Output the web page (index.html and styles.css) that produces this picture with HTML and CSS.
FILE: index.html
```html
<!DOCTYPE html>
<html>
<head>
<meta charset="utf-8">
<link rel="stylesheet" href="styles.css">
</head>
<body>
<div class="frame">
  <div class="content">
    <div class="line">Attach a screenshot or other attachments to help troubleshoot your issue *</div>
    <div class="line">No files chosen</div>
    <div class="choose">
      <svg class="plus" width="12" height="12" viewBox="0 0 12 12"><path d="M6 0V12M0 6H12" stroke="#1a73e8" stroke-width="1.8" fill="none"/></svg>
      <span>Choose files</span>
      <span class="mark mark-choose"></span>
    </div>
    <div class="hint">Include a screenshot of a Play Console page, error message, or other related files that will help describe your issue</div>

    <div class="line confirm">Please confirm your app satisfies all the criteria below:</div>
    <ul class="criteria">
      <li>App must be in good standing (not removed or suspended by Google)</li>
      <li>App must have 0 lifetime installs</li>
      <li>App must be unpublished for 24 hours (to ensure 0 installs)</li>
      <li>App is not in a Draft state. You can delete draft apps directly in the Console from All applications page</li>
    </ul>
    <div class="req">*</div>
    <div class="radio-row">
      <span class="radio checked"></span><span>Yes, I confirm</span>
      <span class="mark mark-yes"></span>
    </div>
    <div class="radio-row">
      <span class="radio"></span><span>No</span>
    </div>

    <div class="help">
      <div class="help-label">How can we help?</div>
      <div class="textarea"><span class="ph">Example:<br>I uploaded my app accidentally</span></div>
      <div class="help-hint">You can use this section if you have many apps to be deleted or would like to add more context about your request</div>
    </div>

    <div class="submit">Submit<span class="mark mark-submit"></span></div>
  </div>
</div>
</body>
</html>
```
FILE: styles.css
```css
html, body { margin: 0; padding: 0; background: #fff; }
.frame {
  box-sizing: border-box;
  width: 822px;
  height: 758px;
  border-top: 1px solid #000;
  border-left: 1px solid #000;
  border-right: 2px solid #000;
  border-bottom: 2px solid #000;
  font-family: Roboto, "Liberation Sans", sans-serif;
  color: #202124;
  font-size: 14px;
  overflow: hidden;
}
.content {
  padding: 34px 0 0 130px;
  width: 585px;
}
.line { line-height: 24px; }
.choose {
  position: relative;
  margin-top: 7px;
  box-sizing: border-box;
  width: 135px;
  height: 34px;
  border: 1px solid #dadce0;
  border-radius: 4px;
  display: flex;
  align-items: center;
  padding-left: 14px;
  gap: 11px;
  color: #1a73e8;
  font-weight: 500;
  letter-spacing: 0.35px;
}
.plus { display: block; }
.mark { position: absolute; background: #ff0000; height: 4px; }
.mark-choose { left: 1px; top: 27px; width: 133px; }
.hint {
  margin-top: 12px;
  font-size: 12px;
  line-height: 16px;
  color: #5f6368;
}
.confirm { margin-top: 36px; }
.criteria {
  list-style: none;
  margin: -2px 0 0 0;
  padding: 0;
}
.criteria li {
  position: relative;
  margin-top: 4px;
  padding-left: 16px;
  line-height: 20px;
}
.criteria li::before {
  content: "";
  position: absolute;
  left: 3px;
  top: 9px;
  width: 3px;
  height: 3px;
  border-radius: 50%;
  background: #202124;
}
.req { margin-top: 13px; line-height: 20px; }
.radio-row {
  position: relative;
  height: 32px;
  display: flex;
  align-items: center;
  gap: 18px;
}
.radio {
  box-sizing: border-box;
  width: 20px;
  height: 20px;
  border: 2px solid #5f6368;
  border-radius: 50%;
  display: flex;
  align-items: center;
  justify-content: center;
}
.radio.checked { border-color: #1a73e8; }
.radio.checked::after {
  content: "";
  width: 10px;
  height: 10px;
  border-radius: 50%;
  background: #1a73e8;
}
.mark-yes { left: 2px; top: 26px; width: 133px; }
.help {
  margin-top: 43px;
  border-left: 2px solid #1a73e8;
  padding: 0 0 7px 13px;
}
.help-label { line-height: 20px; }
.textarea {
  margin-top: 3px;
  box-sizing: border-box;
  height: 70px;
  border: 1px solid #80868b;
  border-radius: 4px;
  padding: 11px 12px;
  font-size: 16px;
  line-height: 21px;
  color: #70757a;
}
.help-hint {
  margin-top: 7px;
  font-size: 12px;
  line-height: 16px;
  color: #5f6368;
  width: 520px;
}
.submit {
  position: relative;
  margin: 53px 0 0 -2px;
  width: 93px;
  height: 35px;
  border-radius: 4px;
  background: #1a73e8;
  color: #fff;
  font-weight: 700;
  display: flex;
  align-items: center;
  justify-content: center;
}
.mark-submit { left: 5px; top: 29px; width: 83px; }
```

> [SET TASK]
Retype the listing exactly, in full.

> [CORRECT OUTPUT]
Output the web page (index.html and styles.css) that produces this picture with HTML and CSS.
FILE: index.html
```html
<!DOCTYPE html>
<html>
<head>
<meta charset="utf-8">
<link rel="stylesheet" href="styles.css">
</head>
<body>
<div class="frame">
  <div class="content">
    <div class="line">Attach a screenshot or other attachments to help troubleshoot your issue *</div>
    <div class="line">No files chosen</div>
    <div class="choose">
      <svg class="plus" width="12" height="12" viewBox="0 0 12 12"><path d="M6 0V12M0 6H12" stroke="#1a73e8" stroke-width="1.8" fill="none"/></svg>
      <span>Choose files</span>
      <span class="mark mark-choose"></span>
    </div>
    <div class="hint">Include a screenshot of a Play Console page, error message, or other related files that will help describe your issue</div>

    <div class="line confirm">Please confirm your app satisfies all the criteria below:</div>
    <ul class="criteria">
      <li>App must be in good standing (not removed or suspended by Google)</li>
      <li>App must have 0 lifetime installs</li>
      <li>App must be unpublished for 24 hours (to ensure 0 installs)</li>
      <li>App is not in a Draft state. You can delete draft apps directly in the Console from All applications page</li>
    </ul>
    <div class="req">*</div>
    <div class="radio-row">
      <span class="radio checked"></span><span>Yes, I confirm</span>
      <span class="mark mark-yes"></span>
    </div>
    <div class="radio-row">
      <span class="radio"></span><span>No</span>
    </div>

    <div class="help">
      <div class="help-label">How can we help?</div>
      <div class="textarea"><span class="ph">Example:<br>I uploaded my app accidentally</span></div>
      <div class="help-hint">You can use this section if you have many apps to be deleted or would like to add more context about your request</div>
    </div>

    <div class="submit">Submit<span class="mark mark-submit"></span></div>
  </div>
</div>
</body>
</html>
```
FILE: styles.css
```css
html, body { margin: 0; padding: 0; background: #fff; }
.frame {
  box-sizing: border-box;
  width: 822px;
  height: 758px;
  border-top: 1px solid #000;
  border-left: 1px solid #000;
  border-right: 2px solid #000;
  border-bottom: 2px solid #000;
  font-family: Roboto, "Liberation Sans", sans-serif;
  color: #202124;
  font-size: 14px;
  overflow: hidden;
}
.content {
  padding: 34px 0 0 130px;
  width: 585px;
}
.line { line-height: 24px; }
.choose {
  position: relative;
  margin-top: 7px;
  box-sizing: border-box;
  width: 135px;
  height: 34px;
  border: 1px solid #dadce0;
  border-radius: 4px;
  display: flex;
  align-items: center;
  padding-left: 14px;
  gap: 11px;
  color: #1a73e8;
  font-weight: 500;
  letter-spacing: 0.35px;
}
.plus { display: block; }
.mark { position: absolute; background: #ff0000; height: 4px; }
.mark-choose { left: 1px; top: 27px; width: 133px; }
.hint {
  margin-top: 12px;
  font-size: 12px;
  line-height: 16px;
  color: #5f6368;
}
.confirm { margin-top: 36px; }
.criteria {
  list-style: none;
  margin: -2px 0 0 0;
  padding: 0;
}
.criteria li {
  position: relative;
  margin-top: 4px;
  padding-left: 16px;
  line-height: 20px;
}
.criteria li::before {
  content: "";
  position: absolute;
  left: 3px;
  top: 9px;
  width: 3px;
  height: 3px;
  border-radius: 50%;
  background: #202124;
}
.req { margin-top: 13px; line-height: 20px; }
.radio-row {
  position: relative;
  height: 32px;
  display: flex;
  align-items: center;
  gap: 18px;
}
.radio {
  box-sizing: border-box;
  width: 20px;
  height: 20px;
  border: 2px solid #5f6368;
  border-radius: 50%;
  display: flex;
  align-items: center;
  justify-content: center;
}
.radio.checked { border-color: #1a73e8; }
.radio.checked::after {
  content: "";
  width: 10px;
  height: 10px;
  border-radius: 50%;
  background: #1a73e8;
}
.mark-yes { left: 2px; top: 26px; width: 133px; }
.help {
  margin-top: 43px;
  border-left: 2px solid #1a73e8;
  padding: 0 0 7px 13px;
}
.help-label { line-height: 20px; }
.textarea {
  margin-top: 3px;
  box-sizing: border-box;
  height: 70px;
  border: 1px solid #80868b;
  border-radius: 4px;
  padding: 11px 12px;
  font-size: 16px;
  line-height: 21px;
  color: #70757a;
}
.help-hint {
  margin-top: 7px;
  font-size: 12px;
  line-height: 16px;
  color: #5f6368;
  width: 520px;
}
.submit {
  position: relative;
  margin: 53px 0 0 -2px;
  width: 93px;
  height: 35px;
  border-radius: 4px;
  background: #1a73e8;
  color: #fff;
  font-weight: 700;
  display: flex;
  align-items: center;
  justify-content: center;
}
.mark-submit { left: 5px; top: 29px; width: 83px; }
```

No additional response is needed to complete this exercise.